Cameron may have calculated it’s easier to do what the press wants: after all, if he allows them to escape, they will be indebted to him. It’s not difficult to envisage a publication like the Spectator, which has indicated its revulsion at the thought of any press regulation, hailing a half measure as the mark of a statesman. Beyond this, Cameron knows that any chance of his re-election will be partially dependent upon the disposition of the popular press: no doubt the Machiavellian in him has reckoned how easily he can secure this by not embracing Leveson’s recommendations. He may reckon the sole opposition to his caving in will be found on social media, which his “too many tweets make a twat” remark suggests he holds in contempt. Just wait for another episode of “Strictly Come Dancing”, he may think, and the hive mind will be suitably distracted. Of course, this scenario also assumes that Cameron has no consistent ethical framework by which he operates apart form perceiving good in the form of personal gain.

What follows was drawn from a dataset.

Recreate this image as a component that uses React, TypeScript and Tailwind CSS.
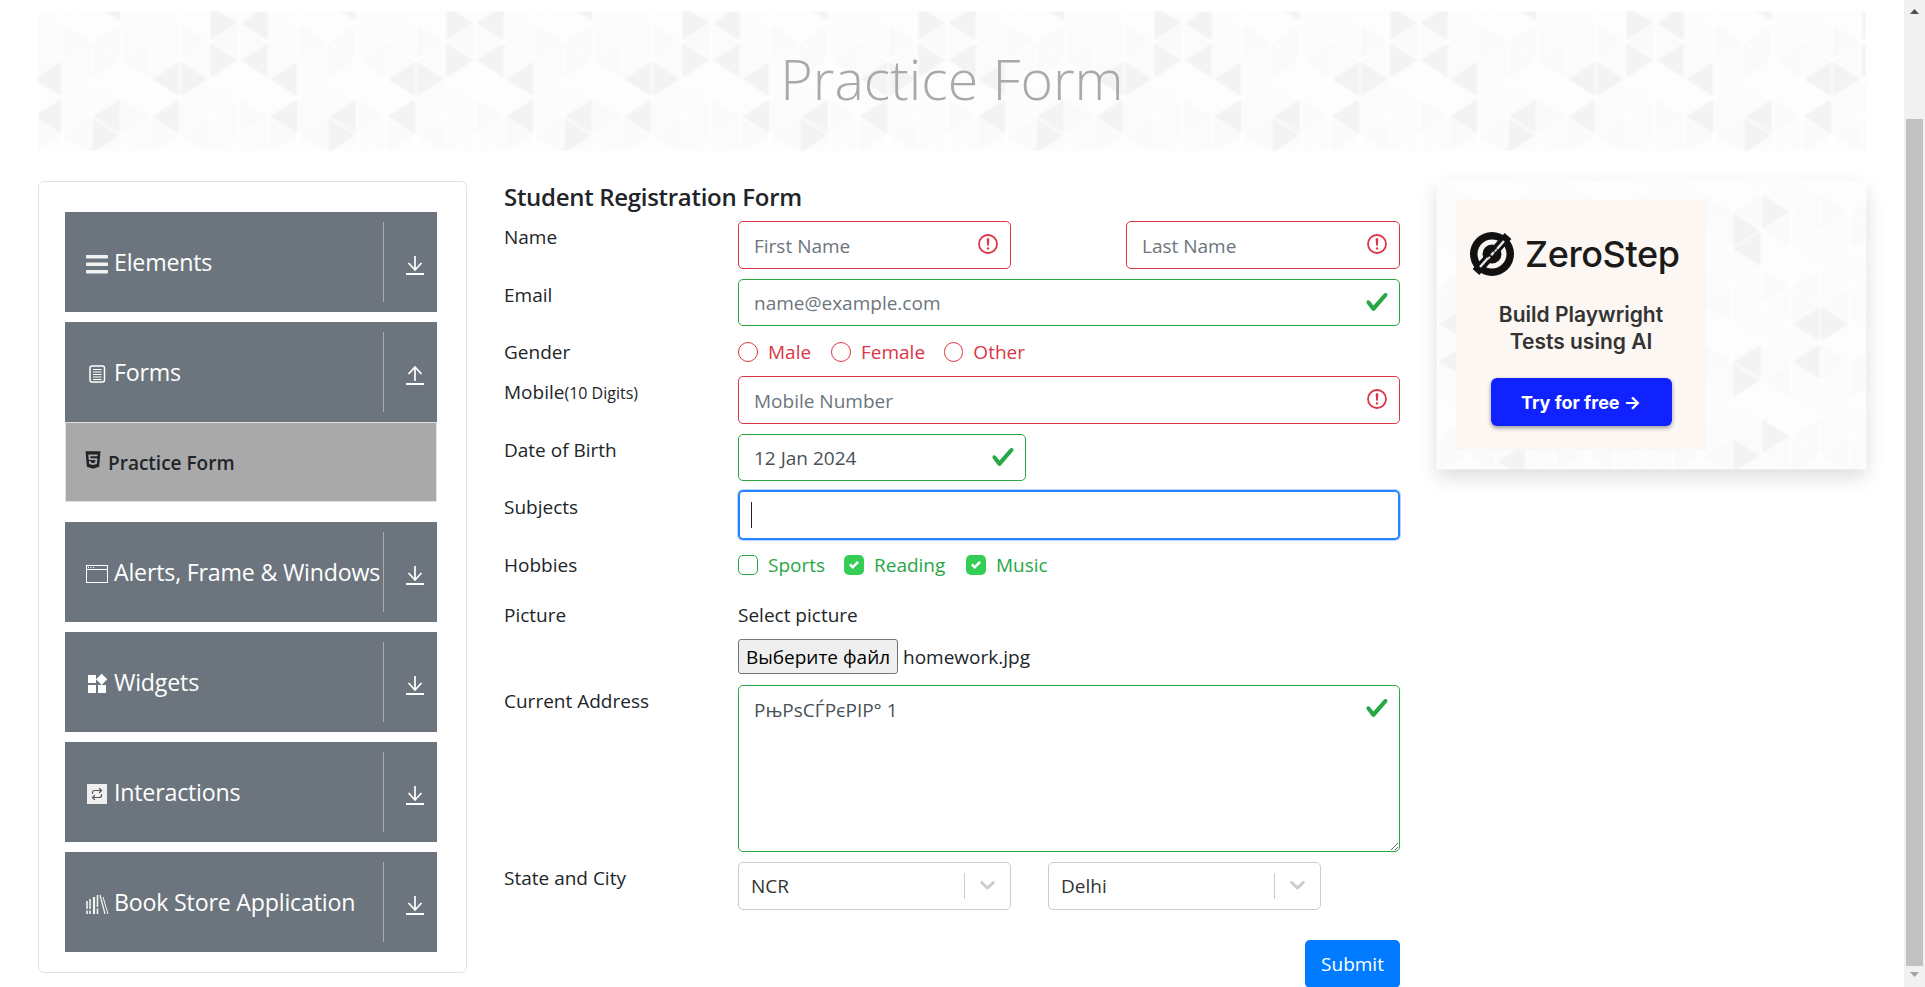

This would, however, be consistent with Tory philosophy: one of the more disturbing episodes in Grant’s programme was a discussion between the actor and Lord Hunt in which Hunt further described his voluntary contract idea. It was a desperate measure. Hunt simply did not want to admit the case for legislation; he felt the voluntary constraints would be sufficient. He’s of the Thatcherite era and has apparently carried from it a distaste for anything which hampers the operation of a free market. He evidently desires no regulations, no formal rules, not even when these would convey the soul of ethics in an environment which had proven to be both feral and toxic. Cameron too comes from this milieu; no doubt he can construct a case within his mind that sees no contradiction between personal advantage and adhering to the values which have hitherto surrounded him. As I type this, he probably is consulting the report, and as he reads the sensible, measured advice, his eyes may glaze over, shutting out any further input. Sweet surrender to the media’s desires may beckon him as loudly as a victory.
Perhaps this is why the Liberal Democrats have asked the Speaker for time in which the Deputy Prime Minister may make a statement of his own, perhaps to rebut what Cameron may say. It would be useful if Labour, who were conspicuous in their absence from Grant’s documentary, also stood firm and backed Lord Leveson’s findings. Perhaps then, mendacity, weakness, cowardice and avarice wouldn’t matter: perhaps then, journalists who somehow lack the moral fibre not to prey on the vulnerable would realise they could get into serious trouble for doing so and refrain. Perhaps, just perhaps, something like justice might be achieved.